Advantages of Point Method

High degree of precision in measuring jobs

Can have a high degree of consistency

Orders jobs

Provides a relative value of each job

Jobs can be clustered into pay grades easier than other approaches

Large body of knowledge about point method

5 main steps of developing a job evaluation system using the point method

1. Identify key job characteristics (compensable factors) that differentiate the value of various jobs

2. Develop a measuring scale for each factor (scaling factors) so that the extent to which each factor is present in a job can be quantified

3. Weight each factor according to importance to the firm. This produces a system that can be used to provide a point total for each factor for each job

4. Apply the job evaluation system to every job included under the JE system.

5. Test the resulting job hierarchy for reliability, validity, and market fit, and make any necessary revisions to the JE system

Define compensable factors

Characteristics of jobs that are valued by the organization and differentiate jobs from one another

Four main categories of compensable factors




Working Conditions

How many factors should be used?

Depends on the broadness of groups of jobs

More complexity = more compensable factors

Generally between 8-12

What does it mean to scale factors?

set degrees (or levels) to each factor

The degrees represent gradations in the extent to which a certain factor is present in a particular job being rated

How do you weight the compensable factors?

Weight each compensable factor dividing total points between factors, then divide points between the degrees (either identical or varied)

How are factor weights derived?

statistical analysis

expert judgement

How does one apply the job evaluation system?

Make a chart outlining the hierarchy of jobs

How do you test the job evaluation system?

Test for reliability to determine validity

Once reliability is achieved, test for market fit through benchmarking

How do you test reliability?

Use different evaluators

Define validity

The extent to which a measuring instrument actually measures what we intend it to

Define reliability

The extent to which a measure instrument consistently produces the same measurement result when measuring the same thing

4 Main Pitfalls of the Point Method of Job Evaluation

1. Inconsistent Construct Formation

2. Factor Overlaps

3. Hierarchical Grounding

4. Gender Bias

When may factors fail to be well-defined and separate?
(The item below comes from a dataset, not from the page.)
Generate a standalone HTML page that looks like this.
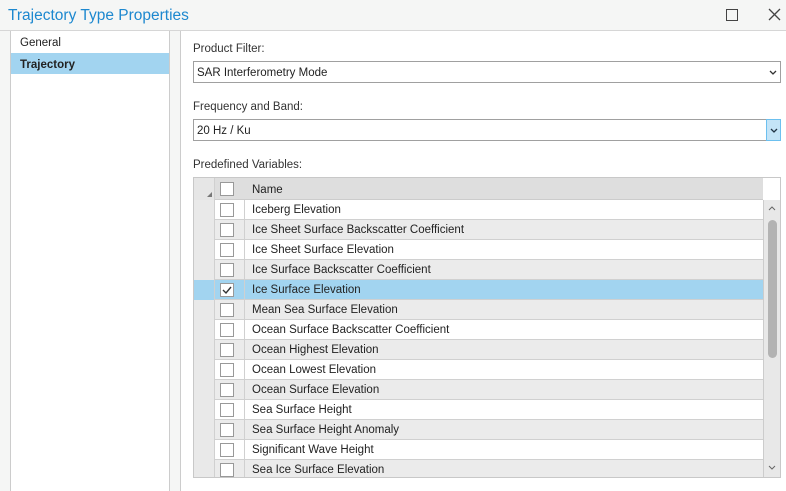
<!DOCTYPE html><html><head><style>
body{margin:0;width:786px;height:482px;background:#f5f6f5;font-family:"Liberation Sans",sans-serif;font-size:11.5px;color:#222;position:relative;overflow:hidden}
.a{position:absolute}
.t{left:8px;top:7px;font-size:15.5px;color:#1d88cf}
.row{position:absolute;left:0;width:569px;height:19px;border-bottom:1px solid #d0d0d0}
.rh{position:absolute;left:0;top:0;width:20px;height:20px;background:#e9e9e9;border-right:1px solid #d0d0d0}
.cb{position:absolute;left:26px;top:3px;width:12px;height:12px;border:1px solid #999;background:#fff}
.cc{position:absolute;left:50px;top:0;width:0;height:20px;border-left:1px solid #d0d0d0}
.nm{position:absolute;left:58px;top:4px}
.dd{position:absolute;left:193px;width:586px;height:20px;border:1px solid #a0a0a0;background:#fff}
.dd span{position:absolute;left:3px;top:5px}
</style></head><body>
<div class="a t">Trajectory Type Properties</div>
<div class="a" style="left:726px;top:9px;width:10px;height:10px;border:1.5px solid #444"></div>
<svg class="a" style="left:768px;top:8px" width="13" height="13"><path d="M1 1L12 12M12 1L1 12" stroke="#444" stroke-width="1.3"/></svg>
<div class="a" style="left:0;top:30px;width:786px;height:1px;background:#d6d6d6"></div>
<div class="a" style="left:10px;top:31px;width:158px;height:460px;background:#fff;border-left:1px solid #ccc;border-right:1px solid #ccc"></div>
<div class="a" style="left:11px;top:53px;width:158px;height:21px;background:#a2d4f0"></div>
<div class="a" style="left:20px;top:37px">General</div>
<div class="a" style="left:20px;top:59px;font-weight:bold">Trajectory</div>
<div class="a" style="left:180px;top:31px;width:606px;height:460px;background:#fff;border-left:1px solid #ccc"></div>
<div class="a" style="left:193px;top:43px;color:#333">Product Filter:</div>
<div class="dd" style="top:61px"><span>SAR Interferometry Mode</span><svg class="a" style="left:575px;top:8px" width="8" height="6"><path d="M1 1L4 4L7 1" stroke="#333" fill="none" stroke-width="1.3"/></svg></div>
<div class="a" style="left:193px;top:101px;color:#333">Frequency and Band:</div>
<div class="dd" style="top:119px;width:572px"><span>20 Hz / Ku</span></div>
<div class="a" style="left:766px;top:119px;width:13px;height:20px;background:#c4e4f7;border:1px solid #6cc0ef"><svg class="a" style="left:3px;top:8px" width="8" height="6"><path d="M1 1L4 4L7 1" stroke="#234" fill="none" stroke-width="1.3"/></svg></div>
<div class="a" style="left:193px;top:159px;color:#333">Predefined Variables:</div>
<div class="a" style="left:193px;top:177px;width:586px;height:299px;border:1px solid #c8c8c8;background:#fff;overflow:hidden">
<div class="row" style="top:0;height:21px;background:#dedede;border-bottom:1px solid #ccc"><div class="rh" style="height:22px;background:#e6e6e6"></div><svg class="a" style="left:13px;top:14px" width="5" height="5"><path d="M5 0L5 5L0 5Z" fill="#777"/></svg><div class="cb" style="top:4px"></div><div class="nm" style="top:6px">Name</div></div>
<div id="rows"></div>
<div class="a" style="left:569px;top:22px;width:17px;height:277px;background:#e8e8e8;border-left:1px solid #ccc"></div>
<div class="a" style="left:574px;top:42px;width:9px;height:138px;background:#b3b3b3;border-radius:5px"></div>
<svg class="a" style="left:574px;top:28px" width="8" height="5"><path d="M1 4L4 1L7 4" stroke="#666" fill="none"/></svg>
<svg class="a" style="left:574px;top:287px" width="8" height="5"><path d="M1 1L4 4L7 1" stroke="#666" fill="none"/></svg>
</div>
<script>
var n=["Iceberg Elevation","Ice Sheet Surface Backscatter Coefficient","Ice Sheet Surface Elevation","Ice Surface Backscatter Coefficient","Ice Surface Elevation","Mean Sea Surface Elevation","Ocean Surface Backscatter Coefficient","Ocean Highest Elevation","Ocean Lowest Elevation","Ocean Surface Elevation","Sea Surface Height","Sea Surface Height Anomaly","Significant Wave Height","Sea Ice Surface Elevation"],h="";
n.forEach(function(s,i){var bg=i==4?"#a2d4f0":(i%2?"#ebebeb":"#fff");var top=22+i*20;
h+='<div class="row" style="top:'+top+'px;background:'+bg+'"><div class="rh" style="'+(i==4?'background:#a2d4f0':'')+'"></div><div class="cb">'+(i==4?'<svg width="12" height="12"><path d="M2 6L5 9L10 3" stroke="#333" fill="none" stroke-width="1.4"/></svg>':'')+'</div><div class="cc"></div><div class="nm">'+s+'</div></div>';});
document.getElementById("rows").innerHTML=h;
</script>
</body></html>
1. The factor is ambiguous

2. The degree may not be consistent with the factor definition

3. The definitions of the degree or level may not all be degrees of the same construct

What does hierarchal grounding mean?

The factors confuse the outcome with the process. Example: Responsibility for action explaining reporting hierarchy does not explain the degrees

What are the six ways that gender bias occurs when creating job evaluations with the point system?

1. Separate job evaluation systems for different job families

2. A factor is valued when it is found in "male jobs" but not in "female jobs"

3. Job content is confused with stereotypes

4. Factors found in female jobs are ignored

5. There is an insufficient range of degree statements

6. The job descriptions are biased

Other issues with job evaluation

Evaluators bias

Adversarial process between mgmt and employees

Define base pay structure

The structure of pay grades and pay ranges, along with the criteria for movement within pay ranges, that applies to base pay

Define pay grade

A grouping of jobs of similar value to the organization, typically grouped by point totals

Define pay range

The minimum and maximum pay rates (in dollars) for jobs in a particular pay grade

5 reasons for clustering jobs into pay grades

1. Use of grades recognizes that job evaluation is subjective process

2. Pay grades make it easier to justify and explain pay rates to employees

3. Pay grades simplify the administration of the pay system by eliminating need for separate rates for every job

4. Having jobs clustered within pay grades makes it easier for employees to move across jobs in the same pay grade

5. Pay grades create more stability for the pay system

Describe the ways to establish pay grade size?

Equal interval approach

Equal increase approach

Equal percentage approach


Define equal interval approach

Method to establish pay grade widths, in which the point spreads are equal for all pay grades

Define equal increase approach

Method to establish pay grade sizes, in which each pay grade increases in width by a constant number of points from the preceding pay grade

Define equal percentage approach

Method to establish pay grade sizes, in which each pay grade increase in width by an equal percentage from the preceding pay grade

Define broadbanding

The practice of reducing the number of pay grades by creating large or "fat" grades, sometimes known as "bands"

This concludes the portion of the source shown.